Mideast aviation sector to post $2.2bn profits

March 21, 2014 - 12:00:00 am

BY MOHAMMAD SHOEB

DOHA: With an anticipated passenger traffic growth of over 11 percent, the Middle East’s aviation industry is expected to register nearly $2.2bn profitability in 2014, up 37.5 percent compared to last year, a senior official of International Air Transport Association (IATA) announced here yesterday. 

“Despite global economic slowdown and industry challenges, the civil aviation industry in the Middle East is expected to register the fastest growth in the world,” said Anthony Concil (pictured), Director, Corporate Communication at IATA. He said: “The global profit of all airlines is estimated to hit $18.7bn in 2014 from $12bn in 2013, witnessing an impressive 55.8 percent growth, and the profitability of these airlines is expected to surge $2.2bn in 2014, up 37.5 percent compared to $1.6bn in 2013.”

He also said that the global revenue for 2014 is estimated to reach at about $745bn, however, due to stiff competition, rising fuel prices and weak cargo business, operators will have to content with only about 2.5 percent profit margin. 

According to Concil, revenues from the air cargo business in 2014, despite weak business, are expected to reach nearly $63bn worldwide, which would constitute 8.4 percent of the total industry revenue. The business in the Middle East is expected to remain relatively much stronger than the global average. 

He reiterated that increasing competition and rising fuel prices, which constitute nearly 30 percent an airline’s operation costs,  will continue to remain as some of the biggest challenges faced by the aviation industry. 

Concil was in Qatar as part of the preparations for the upcoming IATA Annual General Meeting to be held here from June 1 to 3, for the first time in the GCC region and after 17 years in the Middle East. Concil said that issues related to passenger rights, environmental resolution, rising fuel prices, innovation and the ‘New Distribution Capability’, an IATA-led initiative to develop an XML-based data transmission standard for communications between airlines and travel agents would be some of the important topics of discussion. 

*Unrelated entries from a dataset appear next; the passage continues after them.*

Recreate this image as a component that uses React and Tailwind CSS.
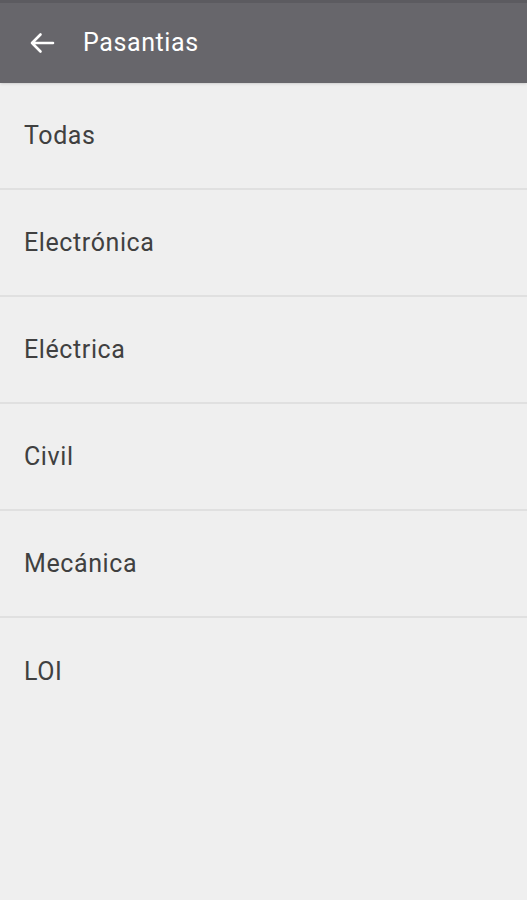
import React from 'react';

const categories = ['Todas', 'Electrónica', 'Eléctrica', 'Civil', 'Mecánica', 'LOI'];

export default function App() {
  return (
    <div
      className="min-h-[900px] w-full bg-[#efefef]"
      style={{ fontFamily: 'Roboto, "Noto Sans", sans-serif' }}
    >
      {/* Toolbar */}
      <header className="flex h-[83px] items-center border-t-[3px] border-[#5c5b60] bg-[#67666b] shadow-sm">
        <button className="ml-[28px] flex h-[24px] w-[28px] items-center justify-center text-white">
          <svg width="26" height="22" viewBox="0 0 26 22" fill="none">
            <path
              d="M24 11H3M11.5 2.5L3 11l8.5 8.5"
              stroke="currentColor"
              strokeWidth="2.6"
              strokeLinecap="round"
              strokeLinejoin="round"
            />
          </svg>
        </button>
        <h1 className="ml-[27px] text-[25px] tracking-[0.6px] text-white">Pasantias</h1>
      </header>

      {/* Category list */}
      <ul>
        {categories.map(name => (
          <li
            key={name}
            className="flex h-[107px] items-center border-b-2 border-[#e0e0e0] pl-[24px] text-[25px] tracking-[0.6px] text-[#404040] last:border-b-0"
          >
            {name}
          </li>
        ))}
      </ul>
    </div>
  );
}
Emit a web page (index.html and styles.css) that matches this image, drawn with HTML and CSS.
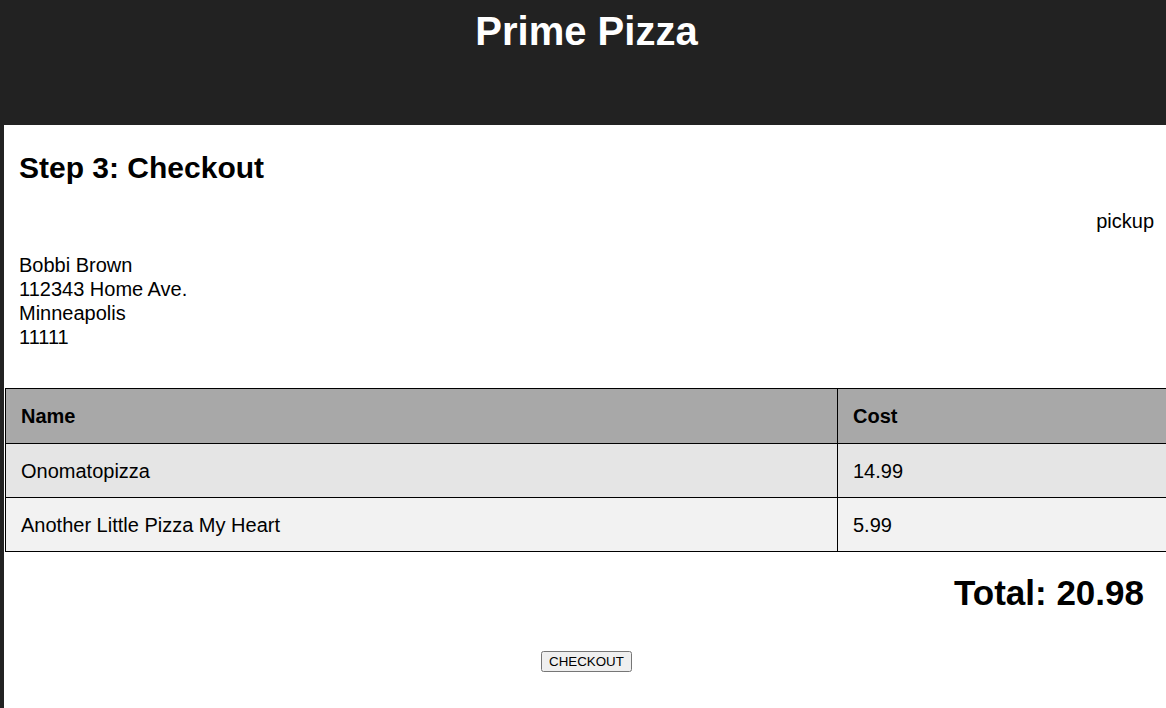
FILE: index.html
```html
<!DOCTYPE html>
<html>
<head>
<meta charset="utf-8">
<title>Prime Pizza</title>
<link rel="stylesheet" href="styles.css">
</head>
<body>
<div class="app">
  <header class="site-header">
    <h1 class="site-title">Prime Pizza</h1>
  </header>
  <main class="checkout">
    <div class="checkout-inner">
      <h2 class="step-title">Step 3: Checkout</h2>
      <p class="order-type">pickup</p>
      <p class="address">Bobbi Brown<br>112343 Home Ave.<br>Minneapolis<br>11111</p>
    </div>
    <table class="order-table">
      <colgroup>
        <col class="col-name">
        <col class="col-cost">
      </colgroup>
      <thead>
        <tr><th>Name</th><th>Cost</th></tr>
      </thead>
      <tbody>
        <tr class="row-odd"><td>Onomatopizza</td><td>14.99</td></tr>
        <tr class="row-even"><td>Another Little Pizza My Heart</td><td>5.99</td></tr>
      </tbody>
    </table>
    <h2 class="total">Total: 20.98</h2>
    <div class="actions">
      <button class="checkout-btn" type="button">CHECKOUT</button>
    </div>
  </main>
</div>
</body>
</html>
```
FILE: styles.css
```css
html, body {
  margin: 0;
  padding: 0;
  overflow: hidden;
}

body {
  background: #222222;
  font-family: "Liberation Sans", Arial, Helvetica, sans-serif;
  color: #000;
  height: 708px;
}

.app {
  margin-left: 4px;
  width: 1165px;
  background: #ffffff;
  min-height: 708px;
}

.site-header {
  background: #222222;
  height: 125px;
  margin-left: -4px;
  padding-left: 4px;
  overflow: hidden;
}

.site-title {
  margin: 8px 0 0;
  color: #ffffff;
  font-size: 40px;
  font-weight: bold;
  line-height: 46px;
  text-align: center;
}

.checkout-inner {
  padding: 0 15px;
  overflow: hidden;
}

.step-title {
  margin: 25px 0 24px;
  font-size: 30px;
  line-height: 35px;
  font-weight: bold;
}

.order-type {
  margin: 0 0 20px;
  font-size: 20px;
  line-height: 24px;
  text-align: right;
}

.address {
  margin: 0 0 39px;
  font-size: 20px;
  line-height: 24px;
}

.order-table {
  border-collapse: collapse;
  width: 1180px;
  margin-left: 1px;
  table-layout: fixed;
  font-size: 20px;
  line-height: 24px;
}

.col-name {
  width: 832px;
}

.order-table th,
.order-table td {
  border: 1px solid #000;
  padding: 15px 15px 14px;
  text-align: left;
}

.order-table th {
  background: #a8a8a8;
  font-weight: bold;
  padding-top: 15px;
  padding-bottom: 15px;
}

.row-odd td {
  background: #e5e5e5;
}

.row-even td {
  background: #f2f2f2;
}

.total {
  margin: 21px 0 0;
  padding-right: 25px;
  font-size: 35px;
  line-height: 40px;
  text-align: right;
  font-weight: bold;
}

.actions {
  margin-top: 38px;
  text-align: center;
}

.checkout-btn {
  font-family: "Liberation Sans", Arial, sans-serif;
  font-size: 13.33px;
}
```
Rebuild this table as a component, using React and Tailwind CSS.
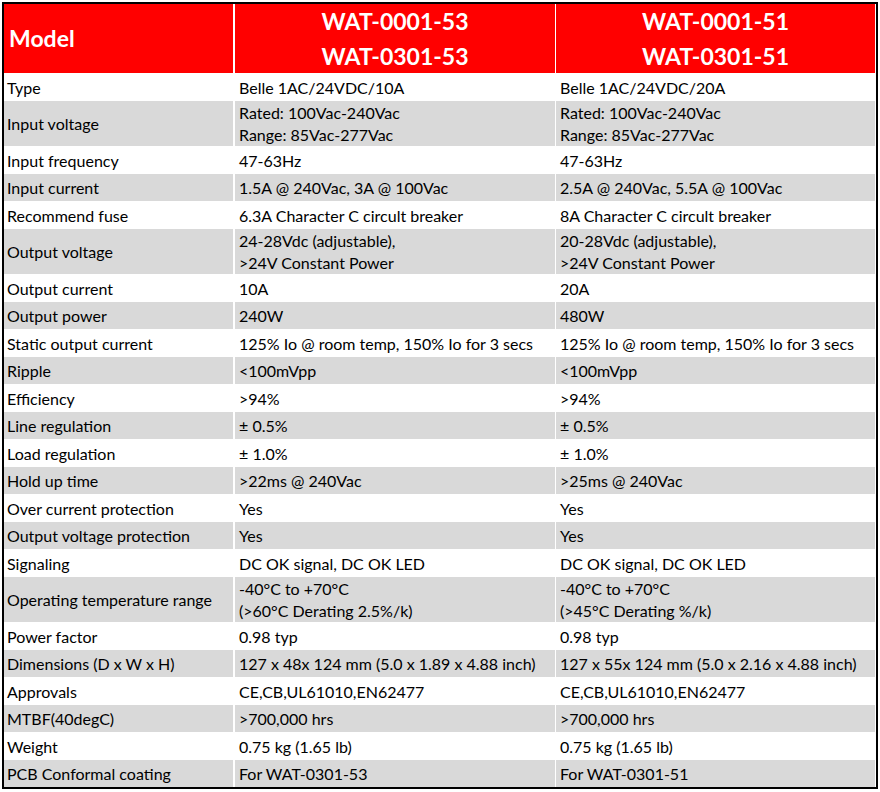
import React from "react";

const rows = [
  ["Type", ["Belle 1AC/24VDC/10A"], ["Belle 1AC/24VDC/20A"]],
  ["Input voltage", ["Rated: 100Vac-240Vac", "Range: 85Vac-277Vac"], ["Rated: 100Vac-240Vac", "Range: 85Vac-277Vac"]],
  ["Input frequency", ["47-63Hz"], ["47-63Hz"]],
  ["Input current", ["1.5A @ 240Vac, 3A @ 100Vac"], ["2.5A @ 240Vac, 5.5A @ 100Vac"]],
  ["Recommend fuse", ["6.3A Character C circult breaker"], ["8A Character C circult breaker"]],
  ["Output voltage", ["24-28Vdc (adjustable),", ">24V Constant Power"], ["20-28Vdc (adjustable),", ">24V Constant Power"]],
  ["Output current", ["10A"], ["20A"]],
  ["Output power", ["240W"], ["480W"]],
  ["Static output current", ["125% Io @ room temp, 150% Io for 3 secs"], ["125% Io @ room temp, 150% Io for 3 secs"]],
  ["Ripple", ["<100mVpp"], ["<100mVpp"]],
  ["Efficiency", [">94%"], [">94%"]],
  ["Line regulation", ["± 0.5%"], ["± 0.5%"]],
  ["Load regulation", ["± 1.0%"], ["± 1.0%"]],
  ["Hold up time", [">22ms @ 240Vac"], [">25ms @ 240Vac"]],
  ["Over current protection", ["Yes"], ["Yes"]],
  ["Output voltage protection", ["Yes"], ["Yes"]],
  ["Signaling", ["DC OK signal, DC OK LED"], ["DC OK signal, DC OK LED"]],
  ["Operating temperature range", ["-40°C to +70°C", "(>60°C Derating 2.5%/k)"], ["-40°C to +70°C", "(>45°C Derating %/k)"]],
  ["Power factor", ["0.98 typ"], ["0.98 typ"]],
  ["Dimensions (D x W x H)", ["127 x 48x 124 mm (5.0 x 1.89 x 4.88 inch)"], ["127 x 55x 124 mm (5.0 x 2.16 x 4.88 inch)"]],
  ["Approvals", ["CE,CB,UL61010,EN62477"], ["CE,CB,UL61010,EN62477"]],
  ["MTBF(40degC)", [">700,000 hrs"], [">700,000 hrs"]],
  ["Weight", ["0.75 kg (1.65 lb)"], ["0.75 kg (1.65 lb)"]],
  ["PCB Conformal coating", ["For WAT-0301-53"], ["For WAT-0301-51"]],
];

function Cell({ lines, gray, double, first }) {
  return (
    <div
      className={
        (gray ? "bg-[#d9d9d9] " : "bg-white ") +
        (double ? "h-[45.5px] " : "h-[27.5px] ") +
        (first ? "pl-[3px] " : "pl-[4px] ") +
        "flex flex-col justify-center pt-[2px] whitespace-nowrap overflow-hidden"
      }
    >
      {lines.map((l, i) => (
        <div key={i} className="leading-[22px]">
          {l}
        </div>
      ))}
    </div>
  );
}

export default function App() {
  return (
    <div className="bg-white w-[880px] h-[792px] pt-[2px] pl-[2px]" style={{ fontFamily: "Lato, 'Open Sans', sans-serif" }}>
      <div className="w-[876px] border-2 border-black bg-white text-black text-[16px]">
        <div className="grid grid-cols-[230px_320px_319px] gap-x-[1px]">
          <div className="bg-[#ff0000] h-[69px] flex items-center pl-[5px] mr-[1px] text-white font-bold text-[23px]">
            Model
          </div>
          <div className="bg-[#ff0000] h-[69px] flex flex-col items-center justify-center pt-[1px] text-white font-bold text-[23px] leading-[35px]">
            <div>WAT-0001-53</div>
            <div>WAT-0301-53</div>
          </div>
          <div className="bg-[#ff0000] h-[69px] flex flex-col items-center justify-center pt-[1px] text-white font-bold text-[23px] leading-[35px]">
            <div>WAT-0001-51</div>
            <div>WAT-0301-51</div>
          </div>
          {rows.map(([label, a, b], i) => {
            const gray = i % 2 === 1;
            const double = a.length > 1;
            return (
              <React.Fragment key={label}>
                <div className="mr-[1px]">
                  <Cell lines={[label]} gray={gray} double={double} first />
                </div>
                <Cell lines={a} gray={gray} double={double} />
                <Cell lines={b} gray={gray} double={double} />
              </React.Fragment>
            );
          })}
        </div>
      </div>
    </div>
  );
}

The open XML-based facility will enable travel agents and consumers easy and transparent access to the same products, services and other information that currently are accessible on airline websites. About 60 percent of airline tickets (by sales value) are sold by travel agents, including travel management companies and online travel agencies. The 70th AGM will bring together nearly 1,000 industry leaders, including CEOs from over 240 airlines and leading aircraft manufacturers. 

This year’s AGM will coincide and celebrate the 100th-year of commercial civil aviation.

Qatar Airways (QA) will be the official host of the three-day event. QA has been a member of IATA since 1997, which represents nearly 84 percent of the global air traffic. In 2004, QA became the first airline to join the registry of the IATA Operational Safety Audit and has till date secured the audit consistently with 100 percent compliance.

The CEO of QA, Akber Al Baker, was last year voted onto the IATA board of governors.